# Task details
Your task is to repeat the entries underneath exactly, minus the pictures.

# Data items
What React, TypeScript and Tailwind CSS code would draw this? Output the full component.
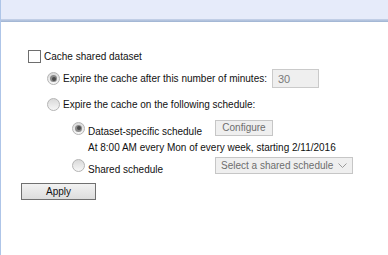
import React from 'react';

const font = { fontFamily: '"Liberation Sans", Arial, sans-serif' };

function Radio({ checked }: { checked?: boolean }) {
  return (
    <span className="w-[13px] h-[13px] shrink-0 rounded-full border border-[#b4b4b4] bg-gradient-to-b from-[#d9d9d9] to-[#f7f7f7] flex items-center justify-center">
      {checked && (
        <span className="w-[7px] h-[7px] rounded-full bg-[#8a8a8a] flex items-center justify-center">
          <span className="w-[4px] h-[4px] rounded-full bg-[#4a4a4a]"></span>
        </span>
      )}
    </span>
  );
}

export default function App() {
  return (
    <div className="w-[388px] h-[255px] bg-white border-l border-[#aec5e8] text-[10px] leading-[12px] text-[#111] overflow-hidden" style={font}>
      {/* Header strip */}
      <div className="h-[19px] bg-[#e6ebfa]"></div>
      <div className="h-[3px] bg-gradient-to-b from-[#c8d4ea] to-[#9db2d1]"></div>

      <div className="pl-[20px] pt-[28px] flex flex-col">
        <div className="flex items-center h-[13px] ml-[7px]">
          <span className="w-[13px] h-[13px] border border-[#6e6e6e] bg-white shrink-0"></span>
          <span className="ml-[3px]">Cache shared dataset</span>
        </div>

        <div className="flex items-center h-[19px] mt-[6px] ml-[26px]">
          <Radio checked />
          <span className="ml-[3px]">Expire the cache after this number of minutes:</span>
          <div className="ml-[5px] w-[47px] h-[19px] border border-[#cacaca] bg-[#efefef] text-[#7a7a7a] text-[11px] flex items-center pl-[5px]">
            30
          </div>
        </div>

        <div className="flex items-center h-[13px] mt-[10px] ml-[26px]">
          <Radio />
          <span className="ml-[3px]">Expire the cache on the following schedule:</span>
        </div>

        <div className="flex items-center h-[16px] mt-[9px] ml-[51px]">
          <Radio checked />
          <span className="ml-[3px] w-[127px] pt-[7px]">Dataset-specific schedule</span>
          <div className="w-[58px] h-[16px] border border-[#c6c6c6] bg-[#efefef] text-[#6d6d6d] flex items-center justify-center">
            Configure
          </div>
        </div>

        <div className="mt-[6px] ml-[67px]">At 8:00 AM every Mon of every week, starting 2/11/2016</div>

        <div className="flex items-center h-[17px] mt-[3px] ml-[51px]">
          <Radio />
          <span className="ml-[3px] w-[127px] pt-[8px]">Shared schedule</span>
          <div className="w-[138px] h-[17px] border border-[#c6c6c6] bg-[#efefef] text-[#6d6d6d] flex items-center justify-between pl-[5px] pr-[5px]">
            <span>Select a shared schedule</span>
            <svg width="9" height="6" viewBox="0 0 9 6" fill="none">
              <path d="M0.5 0.5 L4.5 4.5 L8.5 0.5" stroke="#9a9a9a" strokeWidth="1" />
            </svg>
          </div>
        </div>

        <div className="mt-[9px] w-[75px] h-[17px] border border-[#707070] bg-gradient-to-b from-[#f2f2f2] to-[#dddddd] flex items-center justify-center">
          Apply
        </div>
      </div>
    </div>
  );
}
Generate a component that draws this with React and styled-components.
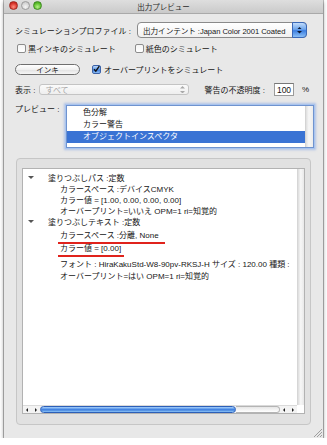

# Full output
What React, TypeScript and Tailwind CSS code would draw this? Output the full component.
import React from 'react';

const font = { fontFamily: '"Liberation Sans", Arial, sans-serif' };

function Radio({ checked }: { checked?: boolean }) {
  return (
    <span className="w-[13px] h-[13px] shrink-0 rounded-full border border-[#b4b4b4] bg-gradient-to-b from-[#d9d9d9] to-[#f7f7f7] flex items-center justify-center">
      {checked && (
        <span className="w-[7px] h-[7px] rounded-full bg-[#8a8a8a] flex items-center justify-center">
          <span className="w-[4px] h-[4px] rounded-full bg-[#4a4a4a]"></span>
        </span>
      )}
    </span>
  );
}

export default function App() {
  return (
    <div className="w-[388px] h-[255px] bg-white border-l border-[#aec5e8] text-[10px] leading-[12px] text-[#111] overflow-hidden" style={font}>
      {/* Header strip */}
      <div className="h-[19px] bg-[#e6ebfa]"></div>
      <div className="h-[3px] bg-gradient-to-b from-[#c8d4ea] to-[#9db2d1]"></div>

      <div className="pl-[20px] pt-[28px] flex flex-col">
        <div className="flex items-center h-[13px] ml-[7px]">
          <span className="w-[13px] h-[13px] border border-[#6e6e6e] bg-white shrink-0"></span>
          <span className="ml-[3px]">Cache shared dataset</span>
        </div>

        <div className="flex items-center h-[19px] mt-[6px] ml-[26px]">
          <Radio checked />
          <span className="ml-[3px]">Expire the cache after this number of minutes:</span>
          <div className="ml-[5px] w-[47px] h-[19px] border border-[#cacaca] bg-[#efefef] text-[#7a7a7a] text-[11px] flex items-center pl-[5px]">
            30
          </div>
        </div>

        <div className="flex items-center h-[13px] mt-[10px] ml-[26px]">
          <Radio />
          <span className="ml-[3px]">Expire the cache on the following schedule:</span>
        </div>

        <div className="flex items-center h-[16px] mt-[9px] ml-[51px]">
          <Radio checked />
          <span className="ml-[3px] w-[127px] pt-[7px]">Dataset-specific schedule</span>
          <div className="w-[58px] h-[16px] border border-[#c6c6c6] bg-[#efefef] text-[#6d6d6d] flex items-center justify-center">
            Configure
          </div>
        </div>

        <div className="mt-[6px] ml-[67px]">At 8:00 AM every Mon of every week, starting 2/11/2016</div>

        <div className="flex items-center h-[17px] mt-[3px] ml-[51px]">
          <Radio />
          <span className="ml-[3px] w-[127px] pt-[8px]">Shared schedule</span>
          <div className="w-[138px] h-[17px] border border-[#c6c6c6] bg-[#efefef] text-[#6d6d6d] flex items-center justify-between pl-[5px] pr-[5px]">
            <span>Select a shared schedule</span>
            <svg width="9" height="6" viewBox="0 0 9 6" fill="none">
              <path d="M0.5 0.5 L4.5 4.5 L8.5 0.5" stroke="#9a9a9a" strokeWidth="1" />
            </svg>
          </div>
        </div>

        <div className="mt-[9px] w-[75px] h-[17px] border border-[#707070] bg-gradient-to-b from-[#f2f2f2] to-[#dddddd] flex items-center justify-center">
          Apply
        </div>
      </div>
    </div>
  );
}
Generate a component that draws this with React and styled-components.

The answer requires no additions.